His answer to the question of the noble Viscount was, that he had already sufficiently explained the course of Government, and their motives in the conduct which they had adopted. Their sole wish was, to promote the welfare of Spain. His impression was, that it would be most inconvenient to produce a despatch for the purpose of solving a question of fact between two foreign states, and written while that question was pending. If he were to produce such a document now, he must do so again, and so go on again indefinitely. As he had stated what the views of the Government were, he did not see the necessity of producing this despatch, though, if he were to lay it before Parliament, he believed it would be found not to reflect any discredit on our Government.

Mr.

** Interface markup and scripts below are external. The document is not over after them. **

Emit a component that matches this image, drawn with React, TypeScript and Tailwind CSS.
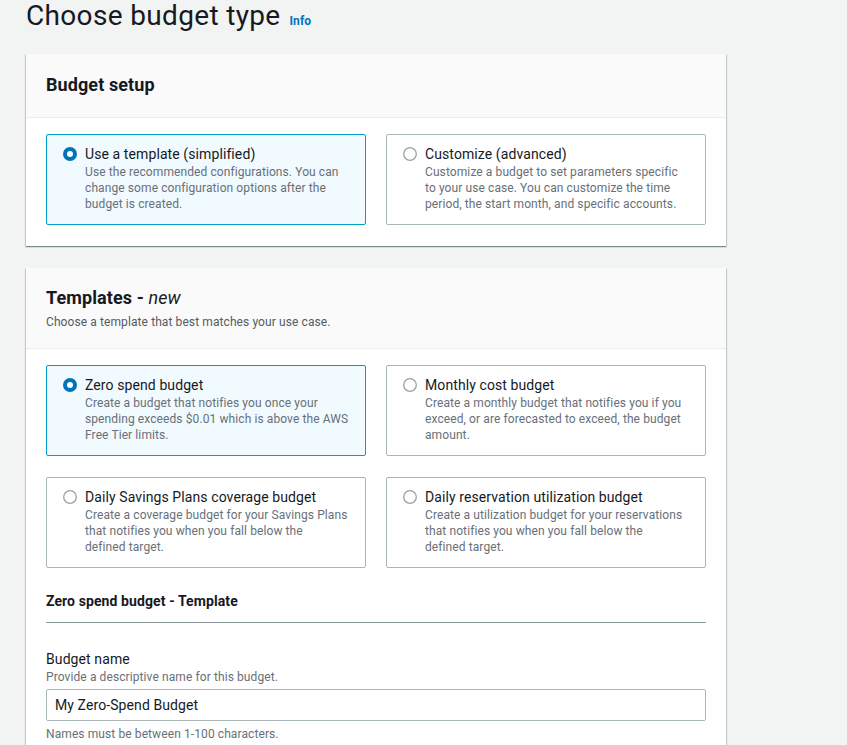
import React from 'react';

type Option = {
  title: string;
  lines: string[];
  selected?: boolean;
};

const setupOptions: Option[] = [
  {
    title: 'Use a template (simplified)',
    lines: [
      'Use the recommended configurations. You can',
      'change some configuration options after the',
      'budget is created.',
    ],
    selected: true,
  },
  {
    title: 'Customize (advanced)',
    lines: [
      'Customize a budget to set parameters specific',
      'to your use case. You can customize the time',
      'period, the start month, and specific accounts.',
    ],
  },
];

const templateOptions: Option[] = [
  {
    title: 'Zero spend budget',
    lines: [
      'Create a budget that notifies you once your',
      'spending exceeds $0.01 which is above the AWS',
      'Free Tier limits.',
    ],
    selected: true,
  },
  {
    title: 'Monthly cost budget',
    lines: [
      'Create a monthly budget that notifies you if you',
      'exceed, or are forecasted to exceed, the budget',
      'amount.',
    ],
  },
  {
    title: 'Daily Savings Plans coverage budget',
    lines: [
      'Create a coverage budget for your Savings Plans',
      'that notifies you when you fall below the',
      'defined target.',
    ],
  },
  {
    title: 'Daily reservation utilization budget',
    lines: [
      'Create a utilization budget for your reservations',
      'that notifies you when you fall below the',
      'defined target.',
    ],
  },
];

const Radio = ({ checked }: { checked?: boolean }) => (
  <svg width="14" height="14" viewBox="0 0 14 14" className="mt-[3px] shrink-0">
    {checked ? (
      <>
        <circle cx="7" cy="7" r="7" fill="#0073bb" />
        <circle cx="7" cy="7" r="3" fill="#ffffff" />
      </>
    ) : (
      <circle cx="7" cy="7" r="6.3" fill="#ffffff" stroke="#98a2a4" strokeWidth="1.3" />
    )}
  </svg>
);

const Tile = ({ option }: { option: Option }) => (
  <div
    className={
      option.selected
        ? 'flex gap-2 rounded-[2px] border border-[#00a1c9] bg-[#f1faff] pl-[16px] pr-[10px] pt-[9px] pb-[12px]'
        : 'flex gap-2 rounded-[2px] border border-[#aab7b8] bg-white pl-[16px] pr-[10px] pt-[9px] pb-[12px]'
    }
  >
    <Radio checked={option.selected} />
    <div className="min-w-0">
      <div className="text-[14px] leading-[20px] text-[#16191f]">{option.title}</div>
      <div className="text-[12px] leading-[16px] whitespace-nowrap text-[#687078]">
        {option.lines.map((l) => (
          <div key={l}>{l}</div>
        ))}
      </div>
    </div>
  </div>
);

const cardShadow =
  'shadow-[0_1px_1px_0_rgba(0,28,36,0.3),1px_1px_1px_0_rgba(0,28,36,0.15),-1px_1px_1px_0_rgba(0,28,36,0.15)]';

export default function App() {
  return (
    <div className="min-h-[745px] bg-[#f2f3f3] font-['Roboto',sans-serif] tracking-[0.006em] text-[#16191f]">
      <div className="ml-[26px] w-[700px]">
        <h1 className="flex items-baseline text-[28px] leading-[32px] font-normal">
          <span className="tracking-[0.012em]">Choose budget type</span>
          <span className="ml-[9px] text-[12px] leading-[16px] font-bold text-[#0073bb]">Info</span>
        </h1>

        <div className={`mt-[22px] bg-white ${cardShadow}`}>
          <div className="border-b border-[#eaeded] bg-[#fafafa] px-[20px] pt-[20px] pb-[21px]">
            <h2 className="text-[18px] leading-[22px] font-bold">Budget setup</h2>
          </div>
          <div className="grid grid-cols-2 gap-[20px] px-[20px] pt-[16px] pb-[21px]">
            {setupOptions.map((o) => (
              <Tile key={o.title} option={o} />
            ))}
          </div>
        </div>

        <div className={`mt-[22px] bg-white ${cardShadow}`}>
          <div className="border-b border-[#eaeded] bg-[#fafafa] px-[20px] pt-[19px] pb-[18px]">
            <h2 className="text-[18px] leading-[22px] font-bold">
              Templates - <em className="font-normal">new</em>
            </h2>
            <p className="mt-[5px] text-[12px] leading-[16px] text-[#545b64]">
              Choose a template that best matches your use case.
            </p>
          </div>
          <div className="px-[20px] pt-[16px] pb-[20px]">
            <div className="grid grid-cols-2 gap-x-[20px] gap-y-[21px]">
              {templateOptions.map((o) => (
                <Tile key={o.title} option={o} />
              ))}
            </div>

            <h3 className="mt-[23px] border-b border-[#879596] pb-[11px] text-[14px] leading-[20px] font-bold">
              Zero spend budget - Template
            </h3>

            <div className="mt-[26px]">
              <label className="block text-[14px] leading-[20px]">Budget name</label>
              <p className="text-[12px] leading-[16px] text-[#687078]">
                Provide a descriptive name for this budget.
              </p>
              <input
                type="text"
                defaultValue="My Zero-Spend Budget"
                className="mt-[4px] block h-[32px] w-full rounded-[2px] border border-[#aab7b8] bg-white px-[8px] text-[14px] text-[#16191f] outline-none"
              />
              <p className="mt-[5px] text-[12px] leading-[16px] text-[#687078]">
                Names must be between 1-100 characters.
              </p>
            </div>
          </div>
        </div>
      </div>
    </div>
  );
}
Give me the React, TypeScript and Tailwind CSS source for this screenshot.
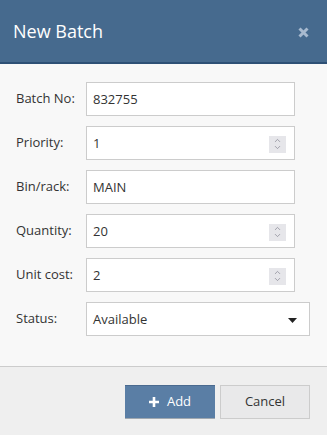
import { ChevronUp, ChevronDown } from 'lucide-react';

const rows = [
  { label: 'Batch No:', value: '832755', kind: 'text' },
  { label: 'Priority:', value: '1', kind: 'number' },
  { label: 'Bin/rack:', value: 'MAIN', kind: 'text' },
  { label: 'Quantity:', value: '20', kind: 'number' },
  { label: 'Unit cost:', value: '2', kind: 'number' },
];

function Spinner() {
  return (
    <div className="w-[17px] h-[17px] bg-[#e6e6ea] flex flex-col items-center justify-center text-[#8a8a96]">
      <ChevronUp className="w-[9px] h-[9px] -mb-[1px]" strokeWidth={2} />
      <ChevronDown className="w-[9px] h-[9px] -mt-[1px]" strokeWidth={2} />
    </div>
  );
}

export default function App() {
  return (
    <div className="w-[327px] h-[435px] flex flex-col bg-[#f8f8f8] font-['Open_Sans',sans-serif] text-[13px] text-[#333]">
      {/* Header */}
      <div className="h-[64px] shrink-0 bg-[#466a8e] border-b-2 border-[#2e5075] flex items-center justify-between pl-[13px] pr-[18px]">
        <span className="text-[18px] text-white">New Batch</span>
        <svg width="11" height="11" viewBox="0 0 11 11" className="mt-[2px]">
          <path d="M1.5 1.5 L9.5 9.5 M9.5 1.5 L1.5 9.5" stroke="#a8bacf" strokeWidth="3" />
        </svg>
      </div>

      {/* Body */}
      <div className="flex-1 flex flex-col gap-[10px] pt-[18px] pl-[16px] pr-[17px]">
        {rows.map((r) => (
          <div key={r.label} className="flex items-center">
            <span className="w-[70px] shrink-0">{r.label}</span>
            <div className="w-[209px] h-[34px] bg-white border border-[#ccc] flex items-center justify-between pl-[6px] pr-[8px] pt-[2px]">
              <span>{r.value}</span>
              {r.kind === 'number' && <Spinner />}
            </div>
          </div>
        ))}
        <div className="flex items-center">
          <span className="w-[70px] shrink-0">Status:</span>
          <div className="w-[224px] h-[34px] bg-white border border-[#ccc] flex items-center justify-between pl-[6px] pr-[12px] pt-[2px]">
            <span>Available</span>
            <svg width="9" height="5" viewBox="0 0 9 5">
              <path d="M0 0 H9 L4.5 5 Z" fill="#222" />
            </svg>
          </div>
        </div>
      </div>

      {/* Footer */}
      <div className="h-[69px] shrink-0 bg-[#efefef] border-t border-[#ccc] flex items-start justify-end gap-[5px] pt-[18px] pr-[17px]">
        <button className="w-[90px] h-[34px] bg-[#5a7ea5] border-t border-[#4a6a8f] border-b border-b-[#a0a8b0] text-white flex items-center justify-center gap-[8px]">
          <svg width="10" height="10" viewBox="0 0 10 10">
            <path d="M5 0 V10 M0 5 H10" stroke="#fff" strokeWidth="2.6" />
          </svg>
          <span>Add</span>
        </button>
        <button className="w-[90px] h-[34px] bg-[#e9e9ea] border border-[#ccc] text-[#333] flex items-center justify-center">
          Cancel
        </button>
      </div>
    </div>
  );
}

Sheil

observed that the report on which he had grounded his question appeared in the Morning Herald and Morning Chronicle, and upon it he felt justified in asking what the course was which the Government had pursued.

Sir R. Peel

could hardly admit that the appearance of such a report in the Morning Herald and Morning Chronicle was a sufficient ground for the production of the despatch which the noble Lord opposite called for. When the English Government offered its advice, they were not aware of the position in which the Spanish government stood according to the articles of their constitution; but the moment they ascertained the fact, they admitted the Spanish government had a perfect right to put the proper interpretation on their own usages. M. Guizot was perfectly right in his anticipation of what the conduct of this Government would be.